We too attend both EF and OF regularly. I have to say that I always kneel and receive on the tongue, at either form. It may draw attention to me when others are standing, but as I rather dislike drawing attention to myself, I know that I am not doing it for that reason...

But I quite agree that to despise the OF when it is the daily Mass of the Holy Father betrays a sensibility that has wandered away from Catholicism (just as despising the EF, the Mass of so many saints, does).

Marc in Eugene said...

I think there are lots of people like you and us: I too would be more than happy to hear the EF Mass every time I go to church (one Sunday a month here, however) but (and there are, alas, parishes where I couldn't say this with a serious face) am 'perfectly [well, imperfectly] easy' on the other days with the OF Mass.

A good number of folks receive on the tongue but standing alas is the current norm in this part of the world.
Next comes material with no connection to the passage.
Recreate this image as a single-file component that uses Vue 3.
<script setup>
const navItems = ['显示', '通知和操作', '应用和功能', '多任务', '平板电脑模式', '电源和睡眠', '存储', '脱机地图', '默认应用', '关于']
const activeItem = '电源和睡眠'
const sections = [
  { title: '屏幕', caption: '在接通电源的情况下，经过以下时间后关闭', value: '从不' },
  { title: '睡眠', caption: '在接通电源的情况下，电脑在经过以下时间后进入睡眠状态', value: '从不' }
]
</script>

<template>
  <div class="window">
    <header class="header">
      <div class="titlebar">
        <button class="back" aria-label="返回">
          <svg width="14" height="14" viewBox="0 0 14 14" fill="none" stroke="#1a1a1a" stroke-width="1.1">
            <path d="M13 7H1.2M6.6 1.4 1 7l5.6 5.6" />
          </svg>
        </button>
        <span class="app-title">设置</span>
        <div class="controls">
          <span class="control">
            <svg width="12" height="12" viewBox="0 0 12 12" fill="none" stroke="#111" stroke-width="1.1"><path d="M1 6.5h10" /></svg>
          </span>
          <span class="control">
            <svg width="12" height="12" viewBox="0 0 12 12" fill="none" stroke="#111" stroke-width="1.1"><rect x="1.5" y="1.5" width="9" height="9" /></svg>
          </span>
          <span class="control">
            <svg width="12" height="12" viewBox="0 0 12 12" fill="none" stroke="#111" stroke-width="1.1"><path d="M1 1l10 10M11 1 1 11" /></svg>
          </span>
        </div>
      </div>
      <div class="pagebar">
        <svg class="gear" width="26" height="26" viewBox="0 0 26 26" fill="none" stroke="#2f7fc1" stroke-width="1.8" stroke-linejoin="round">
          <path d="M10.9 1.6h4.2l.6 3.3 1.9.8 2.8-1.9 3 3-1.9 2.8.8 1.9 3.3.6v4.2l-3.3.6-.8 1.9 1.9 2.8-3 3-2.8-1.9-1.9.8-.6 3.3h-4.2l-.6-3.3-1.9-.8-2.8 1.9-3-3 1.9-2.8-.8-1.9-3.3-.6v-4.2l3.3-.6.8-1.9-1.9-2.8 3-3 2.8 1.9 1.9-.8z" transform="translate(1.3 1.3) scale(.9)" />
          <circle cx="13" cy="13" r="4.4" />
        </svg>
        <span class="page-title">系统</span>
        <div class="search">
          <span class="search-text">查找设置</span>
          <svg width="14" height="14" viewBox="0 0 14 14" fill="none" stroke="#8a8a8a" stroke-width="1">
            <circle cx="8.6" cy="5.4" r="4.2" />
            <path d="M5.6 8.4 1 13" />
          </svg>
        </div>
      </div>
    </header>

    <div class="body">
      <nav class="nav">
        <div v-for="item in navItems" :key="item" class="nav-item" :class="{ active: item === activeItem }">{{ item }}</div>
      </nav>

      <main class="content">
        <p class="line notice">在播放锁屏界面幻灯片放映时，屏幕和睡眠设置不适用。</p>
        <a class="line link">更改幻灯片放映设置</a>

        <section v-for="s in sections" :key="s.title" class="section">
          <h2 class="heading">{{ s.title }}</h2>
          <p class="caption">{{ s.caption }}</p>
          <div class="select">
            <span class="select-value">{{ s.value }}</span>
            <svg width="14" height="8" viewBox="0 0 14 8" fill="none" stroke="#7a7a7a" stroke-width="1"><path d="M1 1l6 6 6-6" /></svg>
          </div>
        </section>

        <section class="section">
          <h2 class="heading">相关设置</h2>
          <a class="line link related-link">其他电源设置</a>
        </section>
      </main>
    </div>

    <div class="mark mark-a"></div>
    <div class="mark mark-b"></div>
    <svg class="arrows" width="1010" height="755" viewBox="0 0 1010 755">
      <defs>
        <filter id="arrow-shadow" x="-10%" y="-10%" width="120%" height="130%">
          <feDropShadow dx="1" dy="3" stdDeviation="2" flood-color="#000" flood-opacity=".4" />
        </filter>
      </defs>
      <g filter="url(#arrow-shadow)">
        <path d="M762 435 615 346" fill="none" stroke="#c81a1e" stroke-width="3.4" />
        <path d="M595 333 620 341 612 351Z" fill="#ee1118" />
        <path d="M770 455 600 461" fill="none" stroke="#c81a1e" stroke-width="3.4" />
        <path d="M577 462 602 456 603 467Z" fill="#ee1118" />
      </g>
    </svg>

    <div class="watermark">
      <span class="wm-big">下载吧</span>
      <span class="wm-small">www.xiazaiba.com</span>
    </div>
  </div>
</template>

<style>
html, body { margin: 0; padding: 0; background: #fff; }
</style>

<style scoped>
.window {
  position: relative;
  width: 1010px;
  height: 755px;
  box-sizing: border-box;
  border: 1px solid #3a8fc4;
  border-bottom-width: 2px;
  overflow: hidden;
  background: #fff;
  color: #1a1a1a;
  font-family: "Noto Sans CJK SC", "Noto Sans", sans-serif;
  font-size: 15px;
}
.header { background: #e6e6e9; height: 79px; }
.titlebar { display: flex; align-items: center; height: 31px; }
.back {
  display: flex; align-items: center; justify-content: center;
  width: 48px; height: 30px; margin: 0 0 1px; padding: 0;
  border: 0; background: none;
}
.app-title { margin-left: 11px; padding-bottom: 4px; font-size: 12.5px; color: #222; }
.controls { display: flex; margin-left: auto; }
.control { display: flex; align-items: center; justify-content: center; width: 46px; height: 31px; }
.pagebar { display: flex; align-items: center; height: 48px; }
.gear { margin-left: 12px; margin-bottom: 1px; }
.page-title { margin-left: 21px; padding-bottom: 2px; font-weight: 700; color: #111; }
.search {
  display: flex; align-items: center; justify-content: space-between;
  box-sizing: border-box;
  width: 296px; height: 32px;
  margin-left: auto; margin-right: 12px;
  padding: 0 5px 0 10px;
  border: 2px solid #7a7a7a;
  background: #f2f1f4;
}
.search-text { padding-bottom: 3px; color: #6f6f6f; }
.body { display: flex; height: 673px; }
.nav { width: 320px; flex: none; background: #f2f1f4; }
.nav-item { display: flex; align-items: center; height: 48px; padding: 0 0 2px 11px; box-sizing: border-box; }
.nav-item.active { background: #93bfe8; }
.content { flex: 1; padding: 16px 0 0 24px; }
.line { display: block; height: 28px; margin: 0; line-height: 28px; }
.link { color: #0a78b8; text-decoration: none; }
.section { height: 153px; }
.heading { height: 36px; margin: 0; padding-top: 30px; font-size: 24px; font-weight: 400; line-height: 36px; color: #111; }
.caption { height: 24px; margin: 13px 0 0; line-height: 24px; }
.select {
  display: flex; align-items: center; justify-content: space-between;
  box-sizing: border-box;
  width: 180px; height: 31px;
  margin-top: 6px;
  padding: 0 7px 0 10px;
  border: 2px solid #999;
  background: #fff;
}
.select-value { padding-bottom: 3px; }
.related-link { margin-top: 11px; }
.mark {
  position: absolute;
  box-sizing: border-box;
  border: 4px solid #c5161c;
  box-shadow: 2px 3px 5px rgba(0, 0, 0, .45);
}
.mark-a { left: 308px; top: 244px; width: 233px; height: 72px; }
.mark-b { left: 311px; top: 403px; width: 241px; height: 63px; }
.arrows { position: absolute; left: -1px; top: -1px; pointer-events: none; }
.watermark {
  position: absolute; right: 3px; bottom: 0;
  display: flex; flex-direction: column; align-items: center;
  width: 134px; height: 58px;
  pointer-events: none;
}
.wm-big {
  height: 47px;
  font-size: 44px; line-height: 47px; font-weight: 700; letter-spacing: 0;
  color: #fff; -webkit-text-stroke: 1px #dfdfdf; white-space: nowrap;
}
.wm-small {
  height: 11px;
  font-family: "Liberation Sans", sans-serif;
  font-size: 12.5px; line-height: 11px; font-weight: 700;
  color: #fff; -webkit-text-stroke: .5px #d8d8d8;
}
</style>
As you suggest, the responsibility for that's down to the bishops and priests, so far as I can tell.

Patricius said...

Hear! Hear! Or, as the man said, "Is the Pope a Catholic?"

Annie Elizabeth said...

I don't think you should worry too much about straying into EF norms kneeling-wise in an OF Mass -- you're simply bigging up the reverence quotient. Doing things the other way around would be something else altogether!

We're currently in France, where kneeling at all in the OF is rarer than hen's teeth (they are actually born with one tooth, but lose it after chipping their way out of the egg, if you're interested)and where the OF norms seem to have crept into the EF: there's much less kneeling that we're used to ...
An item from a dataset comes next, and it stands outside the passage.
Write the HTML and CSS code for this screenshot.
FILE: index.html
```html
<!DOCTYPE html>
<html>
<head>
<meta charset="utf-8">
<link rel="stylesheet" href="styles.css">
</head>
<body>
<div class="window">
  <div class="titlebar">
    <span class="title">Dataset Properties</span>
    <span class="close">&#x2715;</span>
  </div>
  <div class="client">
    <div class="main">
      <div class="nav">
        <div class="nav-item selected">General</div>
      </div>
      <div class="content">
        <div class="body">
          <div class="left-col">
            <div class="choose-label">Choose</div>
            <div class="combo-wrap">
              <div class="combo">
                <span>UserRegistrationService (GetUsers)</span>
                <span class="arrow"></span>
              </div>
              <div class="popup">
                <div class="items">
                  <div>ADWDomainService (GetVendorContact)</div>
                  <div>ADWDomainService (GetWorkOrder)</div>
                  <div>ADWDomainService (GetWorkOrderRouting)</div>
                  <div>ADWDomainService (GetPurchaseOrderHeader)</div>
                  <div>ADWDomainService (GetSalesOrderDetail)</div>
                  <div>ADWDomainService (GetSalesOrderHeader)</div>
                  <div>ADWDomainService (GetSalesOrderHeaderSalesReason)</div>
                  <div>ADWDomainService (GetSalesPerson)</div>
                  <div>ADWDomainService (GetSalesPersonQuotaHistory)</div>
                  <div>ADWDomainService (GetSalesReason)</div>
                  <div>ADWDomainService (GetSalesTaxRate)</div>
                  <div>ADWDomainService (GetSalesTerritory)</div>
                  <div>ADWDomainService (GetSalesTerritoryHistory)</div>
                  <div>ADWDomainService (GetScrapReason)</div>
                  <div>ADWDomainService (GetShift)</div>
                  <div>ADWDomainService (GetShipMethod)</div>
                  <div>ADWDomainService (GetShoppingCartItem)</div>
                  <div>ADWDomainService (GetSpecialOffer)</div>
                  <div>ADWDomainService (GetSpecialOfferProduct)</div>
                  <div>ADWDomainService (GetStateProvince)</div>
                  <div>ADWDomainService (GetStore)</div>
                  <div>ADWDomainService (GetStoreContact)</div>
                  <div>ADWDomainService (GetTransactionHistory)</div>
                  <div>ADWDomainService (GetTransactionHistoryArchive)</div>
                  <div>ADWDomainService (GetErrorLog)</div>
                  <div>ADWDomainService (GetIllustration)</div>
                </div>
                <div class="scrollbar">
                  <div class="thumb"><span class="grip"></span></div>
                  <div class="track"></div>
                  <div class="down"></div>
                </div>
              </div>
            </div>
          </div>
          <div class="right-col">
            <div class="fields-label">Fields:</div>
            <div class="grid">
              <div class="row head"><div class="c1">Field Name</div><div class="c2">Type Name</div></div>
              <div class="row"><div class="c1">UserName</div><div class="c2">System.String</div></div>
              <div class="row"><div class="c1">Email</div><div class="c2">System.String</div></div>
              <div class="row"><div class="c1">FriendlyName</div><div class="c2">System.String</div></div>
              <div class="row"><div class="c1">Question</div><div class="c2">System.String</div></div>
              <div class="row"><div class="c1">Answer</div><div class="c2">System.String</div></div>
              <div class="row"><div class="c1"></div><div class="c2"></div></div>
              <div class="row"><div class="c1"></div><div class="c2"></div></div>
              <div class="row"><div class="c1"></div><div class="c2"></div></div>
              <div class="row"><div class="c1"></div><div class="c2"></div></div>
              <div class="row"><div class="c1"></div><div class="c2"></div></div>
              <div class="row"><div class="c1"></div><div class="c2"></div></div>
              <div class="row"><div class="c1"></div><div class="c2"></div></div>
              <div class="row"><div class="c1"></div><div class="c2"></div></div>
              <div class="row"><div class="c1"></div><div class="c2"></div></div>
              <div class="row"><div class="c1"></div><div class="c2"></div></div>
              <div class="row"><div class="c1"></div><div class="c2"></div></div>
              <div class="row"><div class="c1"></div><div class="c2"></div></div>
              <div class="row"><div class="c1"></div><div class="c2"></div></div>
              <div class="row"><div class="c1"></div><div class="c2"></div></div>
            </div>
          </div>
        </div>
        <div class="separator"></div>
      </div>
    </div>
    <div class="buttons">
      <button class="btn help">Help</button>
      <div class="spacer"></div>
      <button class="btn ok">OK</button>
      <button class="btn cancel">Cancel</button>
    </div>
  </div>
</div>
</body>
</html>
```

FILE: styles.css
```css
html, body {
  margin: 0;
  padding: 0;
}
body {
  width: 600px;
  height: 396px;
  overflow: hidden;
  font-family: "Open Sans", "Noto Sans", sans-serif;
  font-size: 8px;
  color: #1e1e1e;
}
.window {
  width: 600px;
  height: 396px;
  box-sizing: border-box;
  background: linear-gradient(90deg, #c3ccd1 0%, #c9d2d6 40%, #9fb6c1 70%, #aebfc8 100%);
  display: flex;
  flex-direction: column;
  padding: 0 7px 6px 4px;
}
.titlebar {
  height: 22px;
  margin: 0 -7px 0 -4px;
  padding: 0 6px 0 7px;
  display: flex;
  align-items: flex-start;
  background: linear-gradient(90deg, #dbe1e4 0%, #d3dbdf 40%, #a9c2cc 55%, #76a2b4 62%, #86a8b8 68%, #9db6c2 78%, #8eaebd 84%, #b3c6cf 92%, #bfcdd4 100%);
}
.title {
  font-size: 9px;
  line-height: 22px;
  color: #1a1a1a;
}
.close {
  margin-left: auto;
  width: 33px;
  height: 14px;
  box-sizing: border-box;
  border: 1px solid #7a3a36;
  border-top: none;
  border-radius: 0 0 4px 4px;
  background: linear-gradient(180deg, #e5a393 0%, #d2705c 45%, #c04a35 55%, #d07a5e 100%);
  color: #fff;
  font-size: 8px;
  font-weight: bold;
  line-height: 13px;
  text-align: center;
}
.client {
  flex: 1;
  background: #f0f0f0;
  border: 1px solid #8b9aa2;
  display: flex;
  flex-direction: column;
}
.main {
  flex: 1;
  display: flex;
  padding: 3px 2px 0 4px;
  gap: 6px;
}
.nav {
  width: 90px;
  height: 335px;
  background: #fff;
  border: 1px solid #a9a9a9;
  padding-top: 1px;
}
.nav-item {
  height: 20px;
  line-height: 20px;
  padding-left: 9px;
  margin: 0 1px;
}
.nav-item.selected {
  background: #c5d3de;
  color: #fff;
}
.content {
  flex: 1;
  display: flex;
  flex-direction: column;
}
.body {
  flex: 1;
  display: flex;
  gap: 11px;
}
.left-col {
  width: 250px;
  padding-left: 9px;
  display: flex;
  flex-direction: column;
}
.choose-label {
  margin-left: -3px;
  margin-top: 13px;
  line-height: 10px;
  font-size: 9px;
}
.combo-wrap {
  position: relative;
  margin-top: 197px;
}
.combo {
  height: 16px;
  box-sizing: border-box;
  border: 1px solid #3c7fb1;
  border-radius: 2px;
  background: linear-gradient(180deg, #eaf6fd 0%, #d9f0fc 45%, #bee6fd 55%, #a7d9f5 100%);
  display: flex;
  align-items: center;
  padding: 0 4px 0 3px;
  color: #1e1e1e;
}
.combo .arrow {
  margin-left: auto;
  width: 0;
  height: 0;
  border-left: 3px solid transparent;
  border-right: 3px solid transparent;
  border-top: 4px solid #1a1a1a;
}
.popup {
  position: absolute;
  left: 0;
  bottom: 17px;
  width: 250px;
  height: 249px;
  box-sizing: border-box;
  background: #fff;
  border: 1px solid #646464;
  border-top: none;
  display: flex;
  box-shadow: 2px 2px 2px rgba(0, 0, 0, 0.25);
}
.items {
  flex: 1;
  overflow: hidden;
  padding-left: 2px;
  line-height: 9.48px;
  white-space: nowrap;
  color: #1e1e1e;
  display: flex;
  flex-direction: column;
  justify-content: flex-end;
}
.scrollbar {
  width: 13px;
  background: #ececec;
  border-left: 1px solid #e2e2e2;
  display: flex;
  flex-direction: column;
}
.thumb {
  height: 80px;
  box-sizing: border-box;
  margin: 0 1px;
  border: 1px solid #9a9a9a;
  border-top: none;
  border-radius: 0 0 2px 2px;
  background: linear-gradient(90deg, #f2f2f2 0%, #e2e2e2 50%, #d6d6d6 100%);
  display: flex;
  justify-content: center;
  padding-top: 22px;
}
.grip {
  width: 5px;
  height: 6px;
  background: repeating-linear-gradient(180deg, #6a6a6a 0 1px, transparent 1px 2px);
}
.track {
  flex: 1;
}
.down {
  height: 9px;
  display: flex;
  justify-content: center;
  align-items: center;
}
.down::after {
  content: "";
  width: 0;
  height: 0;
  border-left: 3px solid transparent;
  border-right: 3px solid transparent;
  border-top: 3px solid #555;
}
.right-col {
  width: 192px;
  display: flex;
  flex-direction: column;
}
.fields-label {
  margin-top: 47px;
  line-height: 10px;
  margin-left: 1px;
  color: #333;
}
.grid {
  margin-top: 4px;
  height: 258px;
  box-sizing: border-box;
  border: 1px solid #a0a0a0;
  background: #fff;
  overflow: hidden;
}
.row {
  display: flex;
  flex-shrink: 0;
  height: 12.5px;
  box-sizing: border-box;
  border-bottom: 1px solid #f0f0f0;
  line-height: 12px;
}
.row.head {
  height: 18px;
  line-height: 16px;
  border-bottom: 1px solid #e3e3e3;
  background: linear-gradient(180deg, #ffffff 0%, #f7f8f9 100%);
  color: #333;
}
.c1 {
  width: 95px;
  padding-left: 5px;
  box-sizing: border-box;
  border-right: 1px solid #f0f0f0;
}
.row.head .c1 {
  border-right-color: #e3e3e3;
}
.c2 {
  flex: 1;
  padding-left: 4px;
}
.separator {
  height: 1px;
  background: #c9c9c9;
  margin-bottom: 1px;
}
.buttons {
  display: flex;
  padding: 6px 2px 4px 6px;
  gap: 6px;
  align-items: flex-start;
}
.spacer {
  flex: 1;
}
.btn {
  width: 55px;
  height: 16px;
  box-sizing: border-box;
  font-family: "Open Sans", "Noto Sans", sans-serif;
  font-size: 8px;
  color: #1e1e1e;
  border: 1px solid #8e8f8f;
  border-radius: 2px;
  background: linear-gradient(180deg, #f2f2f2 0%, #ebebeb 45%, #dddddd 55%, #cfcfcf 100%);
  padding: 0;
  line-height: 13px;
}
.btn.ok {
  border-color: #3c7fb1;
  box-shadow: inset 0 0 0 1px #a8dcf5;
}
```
Regarding the OF here - I'm just not cool with the standing-all-the-way-through-the-consecration thing, so we tend to kneel according to EF norms. The funny thing is, it turns into a sort of peer pressure and we often get a wave of kneeling rippling out from where we are in the church... see http://defende-nos-in-proelio.blogspot.com/2011/06/real-spirit-of-vatican-ii-and-parking.html

... so you might be encouraging more reverence in the OF by kneeling at the right times for the EF. Peer pressure kneeling: just do it!